Why was CTI a big mistake? What would be a better alternative?
I still believe certifications are a waste of time. I have 11 years commercial coding experience (started working as a junior programmer the year after high school) across a wide variety of languages, but have never completed a tertiary qualification. Compare that to someone whose spent the last 4+ years of his life filling his head with other people's ideas, and has all the theoretical knowledge in the world, but absolutely no clue how the real world works.... I wouldn't trade my experience for anything.
Yes, but remember, that at least the graduate has an idea of what the field is about. I agree 100% that experience counts more than anything else, in any field, but remember that some people go to varsity/get cert's to get into the field.
To put it differently, imagine a fireman who doesn't have the basic training, but was brought on as a cleaner and worked himself to become a top fireman (without going through official training). That fireman has more experience and will obviously do a better job than a new recruit just out of training. But from that recruit's perspective, he had no idea about what being a fireman involved (and didn't get the cleaner job either) until he completed training, and only then it opened up the real world of being a fireman to him/her...
The official training is merely an entry into the real world of that field for most people - someone with plenty of experience( with or without official training) will obviously know more than the newbie... so if you looking to compare, do it with similar individuals - one with a degree/cert and one without, and both have the exact same experience in the same area. If they both apply for the same job, who is more likely to get it?
The paper you get from studying is merely a declaration to a company that you at least have and know the basics and should be able to learn while performing a specific function. If you are incompetent and cannot adapt and grow and learn, then whether you have a cert/deg or not, you not going to last very long in any job....
The problem is that I've seen so many people with the certificate or degree who are incompetent, and cannot adapt and grow and learn. Or they go through the whole certification process, have lots of fun, are convinced this is what they want to do with their lives... until they start working and realise the "real world" is nothing like what they saw in the classroom. What a waste of time and money on their parts!

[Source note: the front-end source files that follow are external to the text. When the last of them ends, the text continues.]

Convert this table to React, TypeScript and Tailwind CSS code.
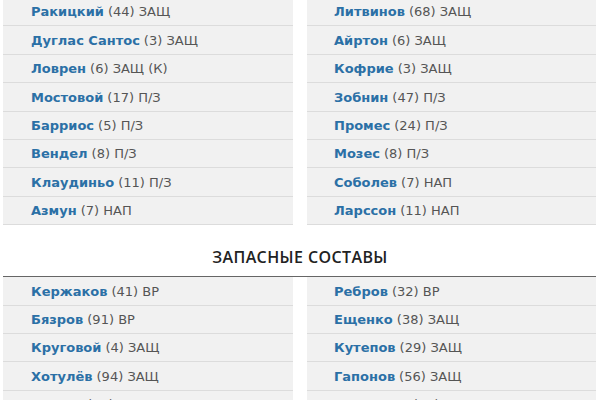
type Player = { name: string; num: number; pos: string };

const mainLeft: Player[] = [
  { name: "Ракицкий", num: 44, pos: "ЗАЩ" },
  { name: "Дуглас Сантос", num: 3, pos: "ЗАЩ" },
  { name: "Ловрен", num: 6, pos: "ЗАЩ (К)" },
  { name: "Мостовой", num: 17, pos: "П/З" },
  { name: "Барриос", num: 5, pos: "П/З" },
  { name: "Вендел", num: 8, pos: "П/З" },
  { name: "Клаудиньо", num: 11, pos: "П/З" },
  { name: "Азмун", num: 7, pos: "НАП" },
];

const mainRight: Player[] = [
  { name: "Литвинов", num: 68, pos: "ЗАЩ" },
  { name: "Айртон", num: 6, pos: "ЗАЩ" },
  { name: "Кофрие", num: 3, pos: "ЗАЩ" },
  { name: "Зобнин", num: 47, pos: "П/З" },
  { name: "Промес", num: 24, pos: "П/З" },
  { name: "Мозес", num: 8, pos: "П/З" },
  { name: "Соболев", num: 7, pos: "НАП" },
  { name: "Ларссон", num: 11, pos: "НАП" },
];

const subsLeft: Player[] = [
  { name: "Кержаков", num: 41, pos: "ВР" },
  { name: "Бязров", num: 91, pos: "ВР" },
  { name: "Круговой", num: 4, pos: "ЗАЩ" },
  { name: "Хотулёв", num: 94, pos: "ЗАЩ" },
  { name: "Кузяев", num: 21, pos: "П/З" },
];

const subsRight: Player[] = [
  { name: "Ребров", num: 32, pos: "ВР" },
  { name: "Ещенко", num: 38, pos: "ЗАЩ" },
  { name: "Кутепов", num: 29, pos: "ЗАЩ" },
  { name: "Гапонов", num: 56, pos: "ЗАЩ" },
  { name: "Глушаков", num: 19, pos: "П/З" },
];

function Row({ p, pad }: { p: Player; pad: string }) {
  return (
    <li
      className={`flex h-[28.4px] items-center border-b border-[#dcdcdc] bg-[#f1f1f1] ${pad} pt-[1px] text-[13px] text-[#555]`}
    >
      <span className="font-bold text-[#2b70a6]">{p.name}</span>
      <span className="ml-[4px]">
        ({p.num}) {p.pos}
      </span>
    </li>
  );
}

function Lineup({ left, right }: { left: Player[]; right: Player[] }) {
  return (
    <div className="flex gap-[14px] pl-[3px] pr-[4px]">
      <ul className="w-[290px]">
        {left.map((p) => (
          <Row key={p.name} p={p} pad="pl-[28px]" />
        ))}
      </ul>
      <ul className="w-[289px]">
        {right.map((p) => (
          <Row key={p.name} p={p} pad="pl-[27px]" />
        ))}
      </ul>
    </div>
  );
}

export default function App() {
  return (
    <div
      className="h-[400px] w-[600px] overflow-hidden bg-white"
      style={{ fontFamily: '"DejaVu Sans", "Open Sans", sans-serif' }}
    >
      <div className="-mt-[2px]">
        <Lineup left={mainLeft} right={mainRight} />
        <h2 className="pt-[20px] pb-[7px] text-center font-['Open_Sans',sans-serif] text-[16px] font-semibold tracking-[0.4px] text-[#222]">
          ЗАПАСНЫЕ СОСТАВЫ
        </h2>
        <div className="ml-[3px] mr-[4px] border-t border-[#666]">
          <div className="-ml-[3px] -mr-[4px]">
            <Lineup left={subsLeft} right={subsRight} />
          </div>
        </div>
      </div>
    </div>
  );
}
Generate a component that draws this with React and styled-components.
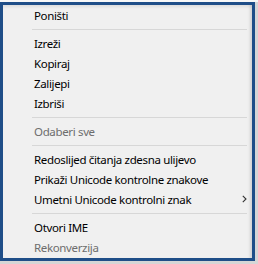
import React from 'react';
import styled, { createGlobalStyle } from 'styled-components';

const Global = createGlobalStyle`
  html, body { margin: 0; padding: 0; }
  body { width: 258px; height: 264px; overflow: hidden; background: #d8d8d8; }
`;

const Frame = styled.div`
  box-sizing: border-box;
  width: 258px;
  height: 264px;
  padding: 0 3px 3px 0;
  border-top: 2px solid #f7f7f7;
  background: #d6d6d6;
`;

const Highlight = styled.div`
  box-sizing: border-box;
  width: 255px;
  height: 259px;
  border: 3px solid #1f4e88;
  background: #f0f0f0;
`;

const Menu = styled.ul`
  list-style: none;
  margin: 0;
  padding: 0;
  height: 100%;
  box-sizing: border-box;
  display: flex;
  flex-direction: column;
  background: #f0f0f0;
  box-shadow: inset -4px 0 3px -2px rgba(0, 0, 0, 0.12), inset 0 4px 3px -2px rgba(0, 0, 0, 0.08);
  font-family: "Segoe UI", "Noto Sans", sans-serif;
  font-size: 11.5px;
  letter-spacing: -0.35px;
`;

const Item = styled.li`
  height: 20px;
  display: flex;
  align-items: center;
  padding: 0 5px 0 31px;
  color: ${(p) => (p.$disabled ? '#6d6d6d' : '#000')};
  white-space: nowrap;
`;

const Label = styled.span`
  flex: 1;
`;

const Separator = styled.li`
  height: 8px;
  display: flex;
  align-items: center;
  padding: 0 5px 0 29px;
  &::before {
    content: '';
    flex: 1;
    height: 1px;
    background: #d7d7d7;
  }
`;

const Chevron = () => (
  <svg width="5" height="8" viewBox="0 0 5 8" aria-hidden="true">
    <path d="M0.8 0.8 L4 4 L0.8 7.2" fill="none" stroke="#333" strokeWidth="1.1" />
  </svg>
);

const entries = [
  { label: 'Poništi' },
  { sep: true },
  { label: 'Izreži' },
  { label: 'Kopiraj' },
  { label: 'Zalijepi' },
  { label: 'Izbriši' },
  { sep: true },
  { label: 'Odaberi sve', disabled: true },
  { sep: true },
  { label: 'Redoslijed čitanja zdesna ulijevo' },
  { label: 'Prikaži Unicode kontrolne znakove' },
  { label: 'Umetni Unicode kontrolni znak', sub: true },
  { sep: true },
  { label: 'Otvori IME' },
  { label: 'Rekonverzija', disabled: true },
];

export default function App() {
  return (
    <>
      <Global />
      <Frame>
        <Highlight>
          <Menu>
            {entries.map((e, i) =>
              e.sep ? (
                <Separator key={i} />
              ) : (
                <Item key={i} $disabled={e.disabled}>
                  <Label>{e.label}</Label>
                  {e.sub && <Chevron />}
                </Item>
              )
            )}
          </Menu>
        </Highlight>
      </Frame>
    </>
  );
}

As to two people with the same experience, one has a degree and the other not.... Well, I fear that because of the mentality of today's companies (particularly corporates), the one with the degree will get the job. IMO, though, whether's he's actually better has nothing to do with his degree. Besides (I know I'm making wild assumptions here), in order to have the same level of experience, the one with the degree would have to be much older--the one without the degree started working when the one with the degree started studying. If he's older, he's in a different place in his life, maybe a wife and kids, a bond to pay off, which the younger guy may not yet have. The older guy needs more security, more stability, and a better salary than the younger guy--but just because he has a degree doesn't mean he's better at his job! Why take that risk? Employ the younger guy on a lower salary, let him prove himself (which he will if he's any good), then increase his salary. Even from a company's perspective, it just makes more sense.
This mentallity simply does not exists in the corporate world.
The corporate world is also unfortunately not purely focused on skills, but image too.